14
   

Monitoring Biden and other Contemporary Events

 
 
Lash
 
  -2  
Reply Fri 6 Jan, 2023 07:17 am
At least have some degree of knowledge about a subject before being so wrong so belligerently about it. Sheesh.

https://www.wsaz.com/2022/12/28/how-us-will-pick-its-next-house-speaker/?outputType=amp

Excerpt:

One change the House Freedom Caucus is asking for is a reversion to the process of removing the speaker that Nancy Pelosi changed.

It used to be any member of Congress could make a motion to replace the Speaker, but Pelosi required a majority of the majority party to sign off on the process.

“What these disgruntled conservatives want is to return to the old way of doing things, where any one member of the House, a Republican or a Democrat could force the vote at any time to remove the Speaker,” Green said.

The change would remove power from leadership and return more of it to rank and file members. These changes could make passing laws more difficult.

“So McCarthy has to balance, you know, what can he promise to the Freedom Caucus and other members that might that might be concerned with his speakership, with the fact that he’s going to have to govern,” Swers said.
hightor
 
  3  
Reply Fri 6 Jan, 2023 07:19 am
Quote:
...but the spending bill did a lot for every entrenched Washington interest and did nothing for average American voters concerned about vitally important issues such as border security and fiscal discipline.


"Average American voters" are vitally misinformed about these issues. "Border security" to many of these voters means building a wall and ignoring international law. "Fiscal discipline" means passing huge tax cuts for the wealthy and cutting Social Security.

Quote:
They want to get back to fiscal discipline, a former bedrock Republican principle that has been lost in recent years.


Then raise sufficient revenue through broad-based taxes and interest rates pegged to the rate of inflation and not kept artificially low during periods of economic expansion.
0 Replies
 
hightor
 
  4  
Reply Fri 6 Jan, 2023 07:24 am
In Politics, Is Older Better?

Franklin Foer argues that youthful vigor is no match for hard-won experience.

Quote:
Kelli Korducki: Why did Nancy Pelosi’s leadership handoff get you thinking about the merits of age in political office?

Frank Foer: As a politician who I’ve watched over an extended period of time, she’s the person that best knew how to wield power; I haven’t, in my lifetime, known a politician who’s better at getting stuff done than Nancy Pelosi. And I think that she kept getting better at it as she went. A lot of the time, when people seem to be hanging on to a job—and for a good chunk, I also thought that she was hanging on to her job—she just kept becoming effective in new and different ways.

Kelli: Do you think that’s a function of time and experience more than Nancy Pelosi being a really sharp and gifted politician?

Frank: She’s gifted, no doubt. But, you know, we had this brief moment in time that has just ended where there were three senior-citizen politicians [Pelosi, Schumer, and Biden], all of whom had or are having the best moments of their career at their very end.
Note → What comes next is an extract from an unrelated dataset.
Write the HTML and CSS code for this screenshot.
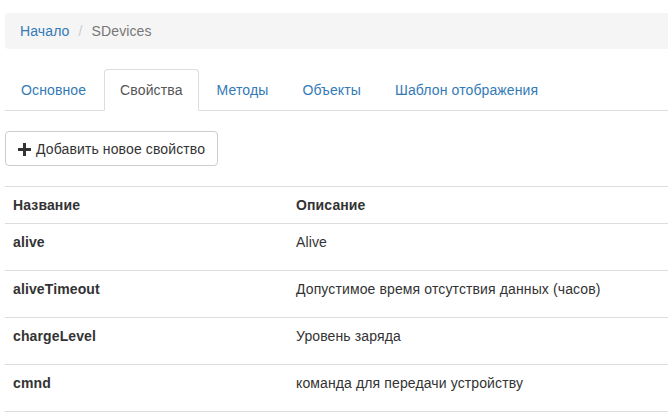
FILE: index.html
```html
<!DOCTYPE html>
<html>
<head>
<meta charset="utf-8">
<link rel="stylesheet" href="styles.css">
</head>
<body>
<div class="page">
  <ol class="breadcrumb">
    <li><a href="#">Начало</a></li>
    <li class="sep">/</li>
    <li class="active">SDevices</li>
  </ol>
  <ul class="tabs">
    <li><a href="#">Основное</a></li>
    <li class="active"><a href="#">Свойства</a></li>
    <li><a href="#">Методы</a></li>
    <li><a href="#">Объекты</a></li>
    <li><a href="#">Шаблон отображения</a></li>
  </ul>
  <div class="toolbar">
    <button class="btn"><svg class="plus" width="13" height="13" viewBox="0 0 13 13"><path d="M5 0h3v5h5v3H8v5H5V8H0V5h5z" fill="#333"/></svg>Добавить новое свойство</button>
  </div>
  <table class="props">
    <thead>
      <tr><th class="c1">Название</th><th>Описание</th></tr>
    </thead>
    <tbody>
      <tr><td class="c1"><b>alive</b></td><td>Alive</td></tr>
      <tr><td class="c1"><b>aliveTimeout</b></td><td>Допустимое время отсутствия данных (часов)</td></tr>
      <tr><td class="c1"><b>chargeLevel</b></td><td>Уровень заряда</td></tr>
      <tr><td class="c1"><b>cmnd</b></td><td>команда для передачи устройству</td></tr>
    </tbody>
  </table>
</div>
</body>
</html>
```
FILE: styles.css
```css
html, body { margin: 0; padding: 0; overflow: hidden; background: #fff; }
body {
  font-family: "Liberation Sans", Arial, sans-serif;
  font-size: 14px;
  line-height: 20px;
  color: #333;
  letter-spacing: 0.12px;
}
.page { width: 663px; padding: 13px 0 0 5px; overflow: hidden; }
.page > * { min-width: 0; }
a { color: #337ab7; text-decoration: none; }
.breadcrumb {
  list-style: none;
  margin: 0 -10px 20px 0;
  padding: 8px 15px;
  background: #f5f5f5;
  border-radius: 4px 0 0 4px;
  display: flex;
  height: 20px;
}
.breadcrumb .sep { color: #ccc; padding: 0 9px 0 9px; }
.breadcrumb .active { color: #777; }
.tabs {
  list-style: none;
  margin: 0;
  padding: 0;
  display: flex;
  border-bottom: 1px solid #ddd;
}
.tabs li { margin: 0 2px -1px 0; }
.tabs a {
  display: block;
  padding: 10px 15px;
  border: 1px solid transparent;
  border-radius: 4px 4px 0 0;
}
.tabs .active a {
  color: #555;
  background: #fff;
  border-color: #ddd #ddd transparent #ddd;
}
.toolbar { padding-top: 20px; display: flex; }
.btn {
  font-family: inherit;
  font-size: 14px;
  line-height: 20px;
  letter-spacing: 0.12px;
  color: #333;
  background: #fff;
  border: 1px solid #ccc;
  border-radius: 4px;
  padding: 7px 12px 6px 12px;
  display: flex;
  align-items: center;
  cursor: pointer;
}
.plus { margin-right: 5px; }
.props {
  margin-top: 20px;
  width: 100%;
  border-collapse: collapse;
}
.props th, .props td {
  text-align: left;
  vertical-align: top;
  padding: 8px;
  border-top: 1px solid #ddd;
}
.props th { font-weight: bold; border-bottom: 1px solid #ddd; }
.props td { height: 30px; }
.props tbody tr:last-child td { border-bottom: 1px solid #ddd; }
.props .c1 { width: 267px; }
```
And I think that they did much better than anybody expected or than they had any right to do, given the circumstances that they were in. And I started thinking about patience as a leadership virtue but also, in the corollary to that, how to play a long legislative game. I felt like the lesson of the past two years is that the Democrats could have easily crumbled into despair and ruin, but that trio figured out how to pull off major wins, kind of at the last minute.

Kelli: And then, on the flip side, you have this week’s spectacle with Kevin McCarthy, who’s now lost nine consecutive votes to take over as House speaker.

Frank: McCarthy has been in leadership a long time. He has plenty of experience. But even a leader with the skills of Nancy Pelosi wouldn’t be able to manage a caucus filled with so many vile figures and ill-intentioned mischief makers.

Kelli: You write that aging politicians either become NIMBYs beholden to lobbyists or shrewd in getting stuff done. In your view, what informs the direction they’ll take?

Frank: Politicians can be greedy in different ways. Some are greedy for their careers as they experience it. And those are the people who become power-mad or venal. And then there are politicians who become greedy for their legacies, who I think worry more about how they’ll be perceived when it’s all said and done.

This may be a simplistic bifurcation, but I think that there’s almost a divide in the way that people ponder the meaning of their own lives and what they hope to extract from it. And I think it’s something that probably translates into the world outside of politics.

Kelli: You note in your essay that the last Congress passed a lot of forward-thinking legislation, and that this contradicts the idea that older legislators might not be so interested in risking political capital to secure a future they won’t be around to experience.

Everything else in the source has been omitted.